Vanitas with a Jewish Voice: Ethical Literature among Dutch Sephardim and French Crypto-Jews of the 1660s

Carsten Wilke Carsten Wilke
History, Central European University

The revival of ethical literature in the age of Baltasar Gracián is paralleled by the almost simultaneous emergence of similar writings among the Sephardim of Amsterdam, epitomized by the works of Abraham Pereyra, La certeza del camino (1666) and Espejo de la vanidad del mundo (1671). Deeply inspired by Spanish Catholic mystics, Pereyra`s work has been contextualized within the Marranos` ambivalent endeavor of deriving a Jewish spirituality from Christian sources (J. A. van Praag), the fight against Machiavellian and Spinozan freethought (H. Méchoulan), and the Sabbatean religious fervor of the same years (H. den Boer).

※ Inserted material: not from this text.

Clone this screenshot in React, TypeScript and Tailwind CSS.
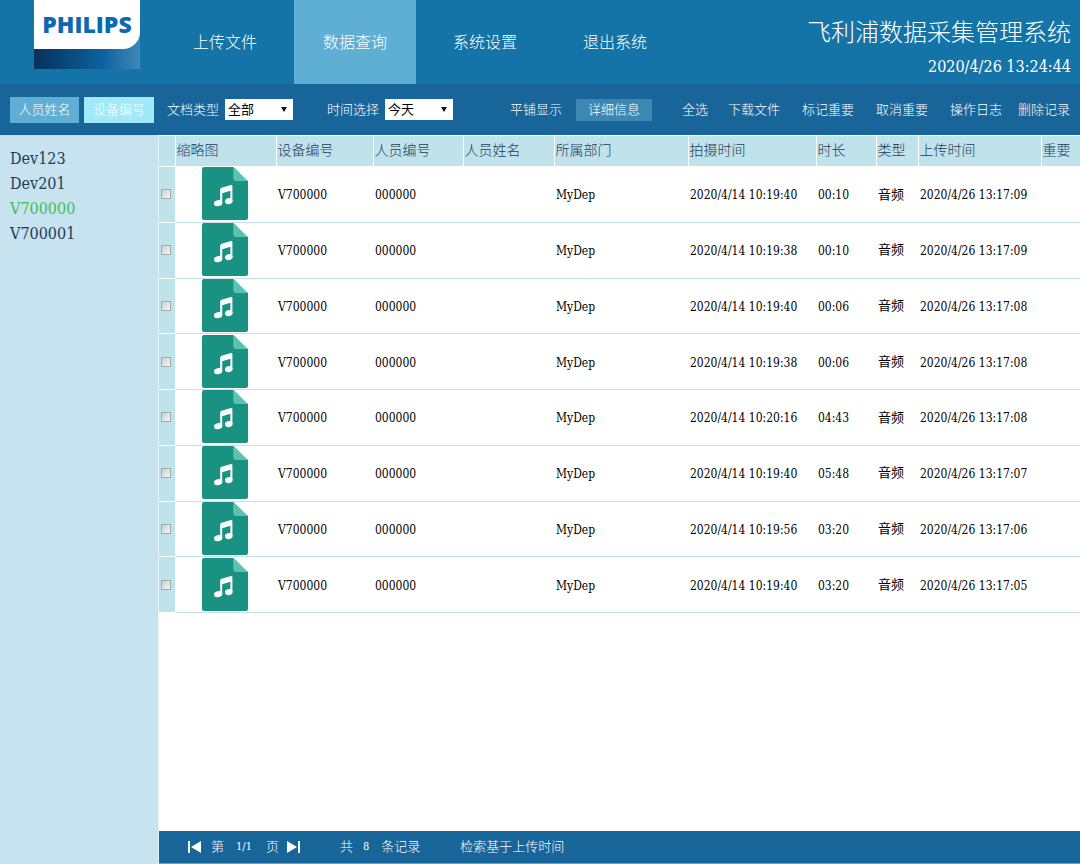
import { ReactNode } from 'react';

const navItems = ['上传文件', '数据查询', '系统设置', '退出系统'];
const actions = ['下载文件', '标记重要', '取消重要', '操作日志'];
const devices = ['Dev123', 'Dev201', 'V700000', 'V700001'];
const headings = ['缩略图', '设备编号', '人员编号', '人员姓名', '所属部门', '拍摄时间', '时长', '类型', '上传时间', '重要'];

const records = [
  { shot: '2020/4/14 10:19:40', length: '00:10', uploaded: '2020/4/26 13:17:09' },
  { shot: '2020/4/14 10:19:38', length: '00:10', uploaded: '2020/4/26 13:17:09' },
  { shot: '2020/4/14 10:19:40', length: '00:06', uploaded: '2020/4/26 13:17:08' },
  { shot: '2020/4/14 10:19:38', length: '00:06', uploaded: '2020/4/26 13:17:08' },
  { shot: '2020/4/14 10:20:16', length: '04:43', uploaded: '2020/4/26 13:17:08' },
  { shot: '2020/4/14 10:19:40', length: '05:48', uploaded: '2020/4/26 13:17:07' },
  { shot: '2020/4/14 10:19:56', length: '03:20', uploaded: '2020/4/26 13:17:06' },
  { shot: '2020/4/14 10:19:40', length: '03:20', uploaded: '2020/4/26 13:17:05' },
];

function Logo() {
  return (
    <div className="ml-[34px] h-[69px] w-[106px] shrink-0 bg-linear-to-r from-[#06325a] via-[#0b629f] via-65% to-[#3d88b8]">
      <div className="flex h-[49px] justify-center rounded-br-[17px] bg-white pt-2 font-['Open_Sans',sans-serif] text-[23px] leading-8 font-extrabold text-[#0b69b1]">
        PHILIPS
      </div>
    </div>
  );
}

function AudioIcon() {
  return (
    <svg width="46" height="53" viewBox="0 0 46 53" className="ml-[27px] block" aria-hidden="true">
      <path d="M2 0H31C35 2.500 37 7 46 14V51a2 2 0 0 1-2 2H2a2 2 0 0 1-2-2V2a2 2 0 0 1 2-2Z" fill="#1a9281" />
      <path d="M31.300 0.300C35 2.500 40 9 46 14H34.300a3 3 0 0 1-3-3Z" fill="#5ac4b0" />
      <path d="M18.200 22.500Q18.200 21.200 19.500 20.800L29 18Q30.400 17.700 30.400 19V34H28.400V23.800L20.200 26.200V36.500H18.200Z" fill="#fff" />
      <ellipse cx="16.100" cy="36.200" rx="4.200" ry="3" transform="rotate(-14 16.1 36.2)" fill="#fff" />
      <ellipse cx="26.800" cy="34.100" rx="3.900" ry="2.900" transform="rotate(-14 26.8 34.1)" fill="#fff" />
    </svg>
  );
}

function Filter({ id, label, options }: { id: string; label: string; options: string[] }) {
  return (
    <div className="flex items-center gap-1.5">
      <label htmlFor={id}>{label}</label>
      <div className="relative">
        <select id={id} className="block h-[21px] w-[68px] appearance-none bg-white pl-[3px] leading-5 font-normal text-black">
          {options.map((option) => (
            <option key={option}>{option}</option>
          ))}
        </select>
        <svg width="6" height="5" viewBox="0 0 6 5" className="pointer-events-none absolute top-2 right-1.5" aria-hidden="true">
          <path d="M0 0H6L3 5Z" fill="#111" />
        </svg>
      </div>
    </div>
  );
}

function PageButton({ label, children }: { label: string; children: ReactNode }) {
  return (
    <button type="button" aria-label={label}>
      <svg width="13" height="12" viewBox="0 0 13 12" className="block" fill="#fff" aria-hidden="true">
        {children}
      </svg>
    </button>
  );
}

export default function App() {
  return (
    <div className="flex min-h-screen flex-col bg-white font-['DejaVu_Serif_Condensed','Noto_Sans_CJK_SC',serif] text-[13px] leading-5 whitespace-nowrap text-black">
      <header className="flex h-[84px] items-start bg-[#1574a7] text-white">
        <Logo />
        <nav className="ml-6 flex h-full gap-2 text-base">
          {navItems.map((item, index) => (
            <a
              key={item}
              href="#"
              className={`flex w-[122px] items-center justify-center pt-0.5 font-light ${index === 1 ? 'bg-[#5eafd3]' : ''}`}
            >
              {item}
            </a>
          ))}
        </nav>
        <div className="mt-[17px] mr-[9px] ml-auto text-right">
          <h1 className="text-2xl leading-8 font-light">飞利浦数据采集管理系统</h1>
          <p className="mt-2 text-base leading-5">2020/4/26 13:24:44</p>
        </div>
      </header>

      <div className="flex h-[51px] items-center bg-[#186599] pr-2.5 pl-2.5 font-light text-white">
        <button type="button" className="mr-[5px] h-[26px] w-[69px] bg-[#5eafd3]">人员姓名</button>
        <button type="button" className="mr-[13px] h-[26px] w-[70px] bg-[#a1e9f8]">设备编号</button>
        <Filter id="doc-type" label="文档类型" options={['全部']} />
        <div className="w-[34px]" />
        <Filter id="time-range" label="时间选择" options={['今天']} />
        <div className="ml-auto flex items-center">
          <button type="button" className="mr-3.5">平铺显示</button>
          <button type="button" className="mr-[30px] h-[22px] w-[76px] bg-[#3d88b2]">详细信息</button>
          <button type="button" className="mr-5">全选</button>
          <div className="mr-4 flex gap-[22px]">
            {actions.map((action) => (
              <button key={action} type="button">{action}</button>
            ))}
          </div>
          <button type="button">删除记录</button>
        </div>
      </div>

      <div className="flex grow">
        <aside className="w-[158px] shrink-0 bg-[#c7e3ef] pt-[11px] pl-2.5 text-base leading-[25px] text-[#1c3d5c]">
          <ul>
            {devices.map((device) => (
              <li key={device}>
                <a href="#" className={device === 'V700000' ? 'text-[#45bd57]' : ''}>{device}</a>
              </li>
            ))}
          </ul>
        </aside>

        <div className="flex min-w-0 grow flex-col border-l border-[#e4f3f8]">
          <main className="grow">
            <table className="h-[478px] w-full table-fixed border-collapse text-left">
              <colgroup>
                <col className="w-4" />
                <col className="w-[101px]" />
                <col className="w-[97px]" />
                <col className="w-[90px]" />
                <col className="w-[91px]" />
                <col className="w-[134px]" />
                <col className="w-[128px]" />
                <col className="w-[60px]" />
                <col className="w-[42px]" />
                <col className="w-[123px]" />
                <col />
              </colgroup>
              <thead className="bg-[#bfe2eb] text-sm text-[#1c3d5c]">
                <tr className="h-[31px] border-y border-white">
                  <th className="border-r border-white p-0" />
                  {headings.map((heading) => (
                    <th key={heading} className="border-r border-white p-0 pb-0.5 pl-px leading-5 font-light last:border-r-0">{heading}</th>
                  ))}
                </tr>
              </thead>
              <tbody className="text-xs">
                {records.map((record, index) => (
                  <tr key={index} className="border-b border-[#c4e4ec]">
                    <td className="border-b border-white bg-[#bfe2eb] p-0">
                      <input
                        type="checkbox"
                        aria-label={`V700000 ${record.shot}`}
                        className="ml-0.5 block size-2.5 appearance-none border border-[#a3abad] bg-linear-to-br from-[#cfcfcf] to-[#f5f5f5] checked:from-[#186599] checked:to-[#186599]"
                      />
                    </td>
                    <td className="p-0 pb-px"><AudioIcon /></td>
                    <td className="p-0 pt-0.5 pl-0.5">V700000</td>
                    <td className="p-0 pt-0.5 pl-0.5">000000</td>
                    <td className="p-0" />
                    <td className="p-0 pt-0.5 pl-0.5">MyDep</td>
                    <td className="p-0 pt-0.5 pl-0.5">{record.shot}</td>
                    <td className="p-0 pt-0.5 pl-0.5">{record.length}</td>
                    <td className="p-0 pl-0.5 text-[13px]">音频</td>
                    <td className="p-0 pt-0.5 pl-0.5">{record.uploaded}</td>
                    <td className="p-0" />
                  </tr>
                ))}
              </tbody>
            </table>
          </main>

          <footer className="flex h-[33px] items-center border-b border-[#8796a3] bg-[#186599] pl-[29px] font-light text-white">
            <PageButton label="第一页">
              <path d="M0 0H2V12H0ZM13 0V12L3 6Z" />
            </PageButton>
            <span className="ml-2.5">第</span>
            <span className="ml-3 text-[11px]">1/1</span>
            <span className="ml-3.5">页</span>
            <span className="ml-2 flex">
              <PageButton label="最后一页">
                <path d="M0 0L10 6L0 12ZM11 0H13V12H11Z" />
              </PageButton>
            </span>
            <span className="ml-10">共</span>
            <span className="ml-2.5 text-[11px]">8</span>
            <span className="ml-3">条记录</span>
            <span className="ml-10">检索基于上传时间</span>
          </footer>
        </div>
      </div>
    </div>
  );
}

My lecture will point to an additional aspect of this Iberian-language tradition of Jewish ethics by highlighting its French and "Marrano" origins. Two unpublished treatises that emanate from the semi-clandestine Jewish circles of Bordeaux, Abraham de Oliveira`s Celo del Temor de Dios (1661) and Alonso Romero`s Imaginación postrímera del hombre (1666), show that meditations on the tragic sense of human life were used as a literary code that could satisfy Jewish as well as Catholic readers. Tested in the French classical age, the cross-confessional convertibility of the vanitas discourse reveals that baroque ascetical writing was not necessarily a manifestation of sectarian bigotry. On the contrary, the celebration of gloomy religious emotion could become a subtle means of placing Portuguese Jews on the cultural map of seventeenth-century Europe.